Records from a dataset

____

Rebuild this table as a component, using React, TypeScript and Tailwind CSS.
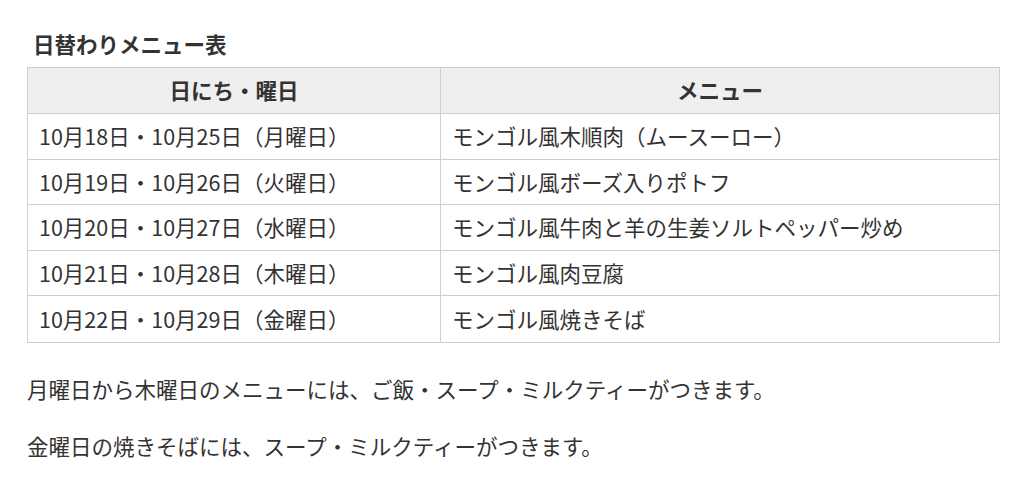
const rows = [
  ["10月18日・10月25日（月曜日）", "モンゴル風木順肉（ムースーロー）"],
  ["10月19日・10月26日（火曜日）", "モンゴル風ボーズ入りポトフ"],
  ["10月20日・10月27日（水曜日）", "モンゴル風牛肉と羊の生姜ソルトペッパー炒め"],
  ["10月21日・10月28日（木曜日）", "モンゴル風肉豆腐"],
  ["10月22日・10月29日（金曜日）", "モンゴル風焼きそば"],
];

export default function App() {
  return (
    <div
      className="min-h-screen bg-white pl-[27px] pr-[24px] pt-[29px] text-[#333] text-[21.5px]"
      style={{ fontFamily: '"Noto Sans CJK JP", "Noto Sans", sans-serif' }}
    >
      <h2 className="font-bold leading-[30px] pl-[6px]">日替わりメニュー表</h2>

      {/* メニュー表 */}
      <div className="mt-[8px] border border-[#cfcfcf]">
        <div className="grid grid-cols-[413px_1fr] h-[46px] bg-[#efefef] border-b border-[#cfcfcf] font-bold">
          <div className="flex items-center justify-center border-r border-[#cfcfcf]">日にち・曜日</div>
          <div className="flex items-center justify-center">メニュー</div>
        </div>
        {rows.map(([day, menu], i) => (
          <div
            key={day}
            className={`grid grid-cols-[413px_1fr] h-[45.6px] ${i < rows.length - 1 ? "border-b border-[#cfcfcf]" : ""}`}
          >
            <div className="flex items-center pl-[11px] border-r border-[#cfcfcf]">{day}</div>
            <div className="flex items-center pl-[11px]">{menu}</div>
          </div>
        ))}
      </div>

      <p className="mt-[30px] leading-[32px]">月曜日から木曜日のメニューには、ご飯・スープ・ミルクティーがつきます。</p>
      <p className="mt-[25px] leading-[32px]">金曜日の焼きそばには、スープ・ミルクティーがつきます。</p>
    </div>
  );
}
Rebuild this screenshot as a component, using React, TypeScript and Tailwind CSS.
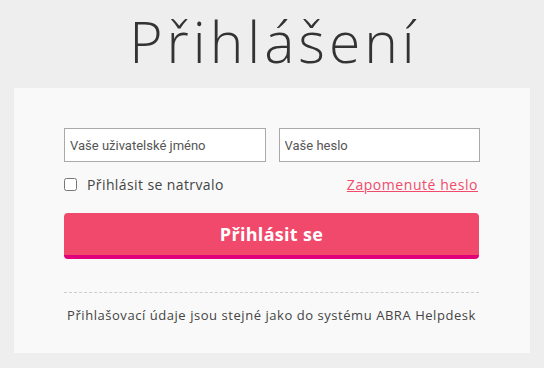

____

Write out the entries again, exactly as given, skipping any images.

Task solution:
Rebuild this table as a component, using React, TypeScript and Tailwind CSS.
const rows = [
  ["10月18日・10月25日（月曜日）", "モンゴル風木順肉（ムースーロー）"],
  ["10月19日・10月26日（火曜日）", "モンゴル風ボーズ入りポトフ"],
  ["10月20日・10月27日（水曜日）", "モンゴル風牛肉と羊の生姜ソルトペッパー炒め"],
  ["10月21日・10月28日（木曜日）", "モンゴル風肉豆腐"],
  ["10月22日・10月29日（金曜日）", "モンゴル風焼きそば"],
];

export default function App() {
  return (
    <div
      className="min-h-screen bg-white pl-[27px] pr-[24px] pt-[29px] text-[#333] text-[21.5px]"
      style={{ fontFamily: '"Noto Sans CJK JP", "Noto Sans", sans-serif' }}
    >
      <h2 className="font-bold leading-[30px] pl-[6px]">日替わりメニュー表</h2>

      {/* メニュー表 */}
      <div className="mt-[8px] border border-[#cfcfcf]">
        <div className="grid grid-cols-[413px_1fr] h-[46px] bg-[#efefef] border-b border-[#cfcfcf] font-bold">
          <div className="flex items-center justify-center border-r border-[#cfcfcf]">日にち・曜日</div>
          <div className="flex items-center justify-center">メニュー</div>
        </div>
        {rows.map(([day, menu], i) => (
          <div
            key={day}
            className={`grid grid-cols-[413px_1fr] h-[45.6px] ${i < rows.length - 1 ? "border-b border-[#cfcfcf]" : ""}`}
          >
            <div className="flex items-center pl-[11px] border-r border-[#cfcfcf]">{day}</div>
            <div className="flex items-center pl-[11px]">{menu}</div>
          </div>
        ))}
      </div>

      <p className="mt-[30px] leading-[32px]">月曜日から木曜日のメニューには、ご飯・スープ・ミルクティーがつきます。</p>
      <p className="mt-[25px] leading-[32px]">金曜日の焼きそばには、スープ・ミルクティーがつきます。</p>
    </div>
  );
}
Rebuild this screenshot as a component, using React, TypeScript and Tailwind CSS.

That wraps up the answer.